Let the degrees of $f$ and $g$ be $a, b$ respectively. Note that $f(x^b) + g(x^a) = P(x^b, y^a) \cdot Q(x^b, y^a).$ For a polynomial $T(x, y) \in \mathbb{C}[x, y]$, let $\alpha (T)$ be the sum of the terms of $T$ which are of maximal degree, where the degree of a term is the sum of the exponents of $x$ and $y$. Notice that $\alpha$ is both additive and multiplicative, and so $\alpha(f(x^b)) + \alpha(g(x^a)) = \alpha(P(x^b, y^a)) \cdot \alpha(Q(x^b, y^a)).$ Let the degrees of $P(x^b, y^a), Q(x^b, y^a)$ be $d_1$ and $d_2$ respectively. Observe that $\alpha(f(x^b))$ is $z_x x^{ab}$ for some nonzero complex number $z_x$, and $\alpha(g(y^a))$ is $z_y y^{ab}$ for some nonzero complex number $z_y.$ This implies that the terms $x^{d_1}, x^{d_2}$ must appear in $\alpha(P(x^b, y^a)), \alpha(Q(x^b, y^a))$ respectively, and same for $y^{d_1}, y^{d_2}.$ These imply that $b| d_1, d_2$ and $a|d_1, d_2$, so from $\gcd(a, b) = 1$ we get $ab | d_1, d_2.$ Since $d_1 + d_2 = ab$ we get that one of them is zero, and hence one of $P, Q$ is constant. $\square$

FTSOC suppose that \[ f(x) + g(y) = p(x,y)q(x,y) \]for some $p(x, y)$ and $q(x, y)$. Let $F = \deg f, G = \deg G$. Let $x = z^G$ and $y = cz^F$ such that \[ f(z^G) + g(cz^F) = p(z^G,cz^F)q(z^G,cz^F) \]and the LHS has degree at most $mn - 1$ by cancellation. Note that all terms in $p(z^G, cz^F)$ remain distinct after substitution since $\gcd\{G, F\} = 1$. However, the RHS has at least degree $mn$ by considering the highest powers in $x$ for $p$ and $g$.

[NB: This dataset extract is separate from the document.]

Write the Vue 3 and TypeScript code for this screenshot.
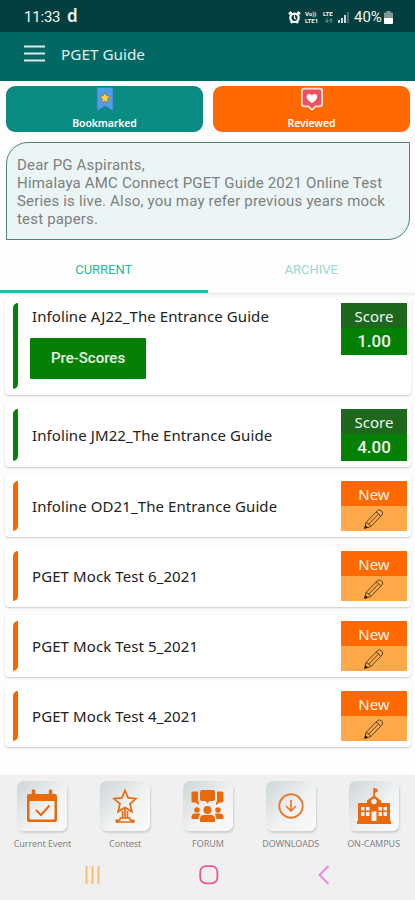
<script setup lang="ts">
interface TestItem {
  title: string
  score?: string
  preScores?: boolean
}

const tests: TestItem[] = [
  { title: 'Infoline AJ22_The Entrance Guide', score: '1.00', preScores: true },
  { title: 'Infoline JM22_The Entrance Guide', score: '4.00' },
  { title: 'Infoline OD21_The Entrance Guide' },
  { title: 'PGET Mock Test 6_2021' },
  { title: 'PGET Mock Test 5_2021' },
  { title: 'PGET Mock Test 4_2021' },
]

const navItems: { id: string; label: string }[] = [
  { id: 'event', label: 'Current Event' },
  { id: 'contest', label: 'Contest' },
  { id: 'forum', label: 'FORUM' },
  { id: 'downloads', label: 'DOWNLOADS' },
  { id: 'campus', label: 'ON-CAMPUS' },
]
</script>

<template>
  <div class="screen">
    <header class="status">
      <span class="time">11:33</span>
      <span class="carrier">d</span>
      <div class="status-right">
        <svg class="alarm" width="13" height="13" viewBox="0 0 13 13">
          <path d="M1 3.2 3.6 1M12 3.2 9.4 1M3 12l1-1.3M10 12 9 10.7" stroke="#fff" stroke-width="2.400" />
          <circle cx="6.5" cy="6.8" r="4.2" fill="#0a3f3d" stroke="#fff" stroke-width="2.200" />
          <path d="M6.5 4.3v2.8l1.7.8" fill="none" stroke="#fff" stroke-width="1.1" />
        </svg>
        <span class="volte"><span>Vo))</span><span>LTE1</span></span>
        <span class="lte">
          <span>LTE</span>
          <svg width="8" height="5" viewBox="0 0 8 5">
            <path d="M2 0v4M.5 2.500 2 4.300l1.500-1.800M6 5V1M4.500 2.500 6 .7l1.500 1.800" fill="none" stroke="#7f9d9b" stroke-width=".9" />
          </svg>
        </span>
        <svg class="signal" width="12" height="12" viewBox="0 0 12 12">
          <path d="M0 9h2v3H0zM3 7h2v5H3zM6 4h2v8H6z" fill="#d0dddc" />
          <path d="M9 1h2v11H9z" fill="#4c706e" />
        </svg>
        <span class="percent">40%</span>
        <svg class="battery" width="9" height="13" viewBox="0 0 9 13">
          <path d="M2.5 0h4v1.5H8q1 0 1 1V7H0V2.500q0-1 1-1h1.500z" fill="#7e9998" />
          <path d="M0 7h9v5q0 1-1 1H1q-1 0-1-1z" fill="#fff" />
        </svg>
      </div>
    </header>

    <div class="appbar">
      <svg width="21" height="17" viewBox="0 0 21 17">
        <path d="M0 1.500h21M0 8.500h21M0 15.500h21" stroke="#dcebe9" stroke-width="2" />
      </svg>
      <h1>PGET Guide</h1>
    </div>

    <div class="actions">
      <button class="action teal">
        <svg width="18" height="25" viewBox="0 0 18 25">
          <path d="M1 .5h16v23.500l-8-5-8 5z" fill="#4da0e8" stroke="#3677b4" stroke-width=".7" />
          <path d="m9 5.500 1.700 3.200 3.500.7-2.500 2.600.5 3.600L9 14.100l-3.200 1.500.5-3.600-2.500-2.600 3.500-.7z" fill="#ffce4a" stroke="#856d42" stroke-width=".7" />
        </svg>
        <span>Bookmarked</span>
      </button>
      <button class="action orange">
        <svg width="24" height="25" viewBox="0 0 24 25">
          <path d="M4 .8h16q3 0 3 3v13.500q0 3-3 3h-4L12 24l-4-3.700H4q-3 0-3-3V3.800q0-3 3-3z" fill="#ffdfd7" />
          <path d="M5 2.500h14q2.300 0 2.300 2.300v11.400q0 2.300-2.300 2.300h-3.800L12 21.500l-3.200-3H5q-2.300 0-2.300-2.300V4.800Q2.700 2.500 5 2.500z" fill="#e95362" />
          <path d="M12 16.200C4.500 11.700 6.300 6.500 9.600 7c1.300.1 2.100 1 2.400 1.800.3-.8 1.100-1.700 2.400-1.800 3.300-.5 5.100 4.700-2.400 9.200z" fill="#fff" />
        </svg>
        <span>Reviewed</span>
      </button>
    </div>

    <section class="notice">
      <p>Dear PG Aspirants,</p>
      <p>Himalaya AMC Connect PGET Guide 2021 Online Test</p>
      <p>Series is live. Also, you may refer previous years mock</p>
      <p>test papers.</p>
    </section>

    <nav class="tabs">
      <span class="tab active">CURRENT</span>
      <span class="tab">ARCHIVE</span>
    </nav>

    <main class="list">
      <article
        v-for="t in tests"
        :key="t.title"
        class="card"
        :class="{ tall: t.preScores, scored: t.score }"
      >
        <i class="stripe"></i>
        <div class="body">
          <h2>{{ t.title }}</h2>
          <button v-if="t.preScores" class="pre">Pre-Scores</button>
        </div>
        <div class="badge">
          <span class="badge-head">{{ t.score ? 'Score' : 'New' }}</span>
          <span class="badge-foot">
            <template v-if="t.score">{{ t.score }}</template>
            <svg v-else width="22" height="22" viewBox="0 0 22 22">
              <path d="m1.500 20.500 1.500-6L14.500 2.600q1.700-1.500 4 .3 2.100 2 .6 4L7.800 18.500zM3 14.500q3 .6 4.800 4M13 4.200q3 .6 4.500 4.300M5.500 16.300 15.200 6.300" fill="none" stroke="#5a421e" stroke-width="1" />
              <path d="m1.500 20.500.9-3.600 2.700 2.500z" fill="#251c10" />
            </svg>
          </span>
        </div>
      </article>
    </main>

    <footer class="bottom">
      <div class="nav">
        <div v-for="n in navItems" :key="n.id" class="nav-item">
          <div class="tile">
            <svg v-if="n.id === 'event'" width="32" height="34" viewBox="0 0 32 34">
              <path d="M3 5h26q2 0 2 2v24q0 2-2 2H3q-2 0-2-2V7q0-2 2-2zm.5 7v17.500q0 1 1 1h23q1 0 1-1V12z" fill="#e96a0c" fill-rule="evenodd" />
              <path d="M7.500 2v5M24.500 2v5" stroke="#e96a0c" stroke-width="3.500" stroke-linecap="round" />
              <path d="m10 21 5 5 8.500-9.500" fill="none" stroke="#e96a0c" stroke-width="2" />
            </svg>
            <svg v-else-if="n.id === 'contest'" width="26" height="36" viewBox="0 0 26 36">
              <g fill="none" stroke="#e96a0c" stroke-width="1.700">
                <path d="m13 2.500 3.100 7.400 8 .7-6.100 5.200 1.900 7.800L13 19.400l-6.900 4.200L8 15.800l-6.100-5.200 8-.7z" />
                <path d="M10.500 23v7M13 19.500V30M15.500 23v7M9 30l-3 3.500M17 30l3 3.500M7.500 30h11M4 34h18" />
              </g>
              <circle cx="5" cy="33" r="1.700" fill="#e96a0c" /><circle cx="21" cy="33" r="1.700" fill="#e96a0c" />
            </svg>
            <svg v-else-if="n.id === 'forum'" width="33" height="34" viewBox="0 0 33 34">
              <g fill="#e96a0c">
                <path d="M11 1h11q2 0 2 2v7q0 2-2 2h-3.500l-2 2.500-2-2.500H11q-2 0-2-2V3q0-2 2-2zM2 2.500h5V11q0 2 1 2.500V16l-3.500-2.500H2q-1.500 0-1.500-1.500V4Q.5 2.500 2 2.500zM31 2.500h-5V11q0 2-1 2.500V16l3.500-2.500H31q1.500 0 1.500-1.500V4q0-1.500-1.500-1.500z" />
                <circle cx="16.500" cy="21" r="4" /><circle cx="6" cy="21" r="2.800" /><circle cx="27" cy="21" r="2.800" />
                <path d="M9 33v-3q0-4 4-4h7q4 0 4 4v3zM.5 30v-2q0-3.500 3.500-3.500h4q1 0 1.500.5-2 1.500-2 5zM32.500 30v-2q0-3.500-3.500-3.500h-4q-1 0-1.500.5 2 1.500 2 5z" />
              </g>
            </svg>
            <svg v-else-if="n.id === 'downloads'" width="26" height="26" viewBox="0 0 26 26">
              <circle cx="13" cy="13" r="11.700" fill="none" stroke="#e97a2a" stroke-width="1.900" />
              <path d="M13 7v11M8 13l5 5 5-5" fill="none" stroke="#e97a2a" stroke-width="1.700" />
            </svg>
            <svg v-else width="34" height="36" viewBox="0 0 34 36">
              <path d="M16.300 0h.9l3.300 1v3l-2.500.8V8l6 4.500V15h8q1 0 1 1v17h1v3H0v-3h1V16q0-1 1-1h8v-2.500L16.300 8z" fill="#e96a0c" />
              <circle cx="17" cy="13.500" r="2.700" fill="#eceff1" />
              <path d="M4 19h3.500v3.500H4zM9 19h3.500v3.500H9zM4 24h3.500v4H4zM9 24h3.500v4H9zM21.500 19H25v3.500h-3.500zM26.500 19H30v3.500h-3.500zM21.500 24H25v4h-3.500zM26.500 24H30v4h-3.500zM14.500 23.500h5V33h-5z" fill="#eef1f2" />
            </svg>
          </div>
          <span class="nav-label">{{ n.label }}</span>
        </div>
      </div>
      <div class="system">
        <svg width="15" height="18" viewBox="0 0 15 18">
          <path d="M1.500 0v18M7.500 0v18M13.500 0v18" stroke="#f9bd72" stroke-width="2" />
        </svg>
        <svg width="20" height="20" viewBox="0 0 20 20">
          <rect x="1.200" y="1.200" width="17.200" height="17.200" rx="5.800" fill="none" stroke="#ec5595" stroke-width="1.800" />
        </svg>
        <svg width="12" height="20" viewBox="0 0 12 20">
          <path d="M10.500 1 1.500 10l9 9" fill="none" stroke="#ee82ee" stroke-width="1.900" />
        </svg>
      </div>
    </footer>
  </div>
</template>

<style>
body {
  background: #fdfdfd;
}
</style>

<style scoped>
* {
  box-sizing: border-box;
}
.screen {
  width: 415px;
  height: 900px;
  display: flex;
  flex-direction: column;
  overflow: hidden;
  background: #fdfdfd;
  font-family: "Noto Sans", sans-serif;
  white-space: nowrap;
}
svg {
  display: block;
  flex: none;
}
h1, h2, p {
  margin: 0;
  font-weight: 400;
}
button {
  border: 0;
  padding: 0;
  margin: 0;
}
.status {
  height: 32px;
  flex: none;
  display: flex;
  align-items: center;
  padding: 2px 22px 0 24px;
  background: #033f3e;
  color: #f1f6f5;
  font-family: Roboto, sans-serif;
}
.time {
  font-size: 15px;
  letter-spacing: -0.2px;
  width: 43px;
}
.carrier {
  font: 600 17px/20px "Noto Sans", sans-serif;
  margin-top: -2px;
}
.status-right {
  margin-left: auto;
  display: flex;
  align-items: center;
}
.alarm {
  margin-right: 4px;
}
.volte, .lte {
  display: flex;
  flex-direction: column;
  font-size: 6px;
  font-weight: 700;
  line-height: 7px;
}
.volte {
  width: 18px;
}
.lte {
  width: 15px;
}
.lte svg {
  margin: 1px 0 1px 2px;
}
.signal {
  margin-right: 4px;
}
.percent {
  font-size: 15px;
  width: 30px;
}
.appbar {
  height: 49px;
  flex: none;
  display: flex;
  align-items: center;
  gap: 16px;
  padding: 0 24px 6px;
  background: #016864;
}
h1 {
  font-size: 15.300px;
  line-height: 22px;
  color: #e0eeec;
}
.actions {
  display: flex;
  gap: 10px;
  padding: 5px 5px 0 6px;
}
.action {
  flex: 1;
  height: 46px;
  border-radius: 9px;
  display: flex;
  flex-direction: column;
  align-items: center;
  padding-top: 1px;
  color: #fff;
  font: 600 10.500px/14px "Noto Sans", sans-serif;
  letter-spacing: -0.12px;
}
.action span {
  margin-top: 4px;
}
.teal {
  background: #0a8b83;
}
.orange {
  background: #ff6900;
}
.notice {
  height: 98px;
  flex: none;
  margin: 10px 5px 0 6px;
  padding: 13px 10px;
  border: 1px solid #4c837b;
  border-radius: 22px 0 22px 0;
  background: #ecf5f5;
  color: #7b8080;
  font: 15px/18px Roboto, sans-serif;
  letter-spacing: 0.180px;
}
.tabs {
  height: 53px;
  flex: none;
  display: flex;
  box-shadow: 0 2px 2px #e9e9e9;
  margin-bottom: 4px;
}
.tab {
  flex: 1;
  text-align: center;
  font: 13px/59px Roboto, sans-serif;
  color: #98d9cc;
}
.active {
  color: #26b99f;
  border-bottom: 3px solid #21bca5;
}
.list {
  display: flex;
  flex-direction: column;
  gap: 8px;
  padding: 0 4px 0 5px;
}
.card {
  height: 62px;
  display: flex;
  align-items: center;
  padding: 6px 4px 6px 8px;
  border-radius: 4px;
  background: #fff;
  box-shadow: 0 1px 2px #c6c9cb;
}
.card.scored {
  height: 64px;
}
.card.tall {
  height: 98px;
  align-items: flex-start;
}
.stripe {
  align-self: stretch;
  width: 5px;
  background: #fb6500;
  border-radius: 5px 0 5px 0;
}
.scored .stripe {
  background: #068006;
}
.body {
  flex: 1;
  padding-left: 14px;
}
.tall .body {
  padding-left: 12px;
}
h2 {
  font-size: 15px;
  line-height: 26px;
  letter-spacing: 0.090px;
  color: #222;
}
.tall h2 {
  padding-left: 2px;
}
.pre {
  display: block;
  width: 116px;
  height: 41px;
  margin-top: 9px;
  background: #048104;
  color: #e8f4e8;
  border-radius: 1px;
  font: 500 15px/41px Roboto, sans-serif;
}
.badge {
  width: 66px;
  height: 50px;
  display: flex;
  flex-direction: column;
  text-align: center;
  color: #fff3e9;
}
.badge-head {
  height: 25px;
  flex: none;
  background: #ff6900;
  font-size: 15px;
  line-height: 26px;
}
.badge-foot {
  flex: 1;
  display: flex;
  align-items: center;
  justify-content: center;
  background: #ffa94b;
}
.scored .badge {
  height: 52px;
  color: #f0f7f0;
}
.scored .badge-head {
  background: #1e681e;
}
.scored .badge-foot {
  background: #048004;
  font: 500 17px/27px Roboto, sans-serif;
}
.bottom {
  margin-top: auto;
  height: 125px;
  flex: none;
  background: #f0f0f0;
}
.nav {
  display: flex;
  padding: 6px 0 0 1px;
}
.nav-item {
  flex: 1;
  display: flex;
  flex-direction: column;
  align-items: center;
}
.tile {
  width: 50px;
  height: 50px;
  border-radius: 7px;
  display: flex;
  align-items: center;
  justify-content: center;
  background: linear-gradient(135deg, #ced5d8, #f0f2f3 55%, #fafafa);
  box-shadow: 1px 2px 2px #d0d0d0;
}
.nav-label {
  margin-top: 6px;
  font-size: 9px;
  line-height: 14px;
  letter-spacing: -0.050px;
  color: #858585;
}
.system {
  display: flex;
  align-items: center;
  justify-content: space-between;
  height: 20px;
  margin-top: 14px;
  padding: 0 85px;
}
</style>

Let $m = \deg f$ and $n = \deg g$. Then set $$f(z^n) + g(cz^m) = p(z^n, cz^m)q(z^n, cz^m)$$with $c$ chosen such that the $x^{mn}$ term on the left has coefficient zero. We may assume $c=1$ without loss of generality. Now \begin{align*} \text{maxdeg}_z P = \text{max}(nx_p, my_p) \\ \text{maxdeg}_z Q = \text{max}(nx_q, my_q) \end{align*}where $x_p, x_q$ are the maximal degrees of $x$ in $p, q$, and $y_p, y_q$ are defined similarly. Because $x_p+x_q = m$ and $y_p+y_q = n$, $$\text{maxdeg}_z (PQ) \geq n(x_p+x_q) = mn,$$contradiction.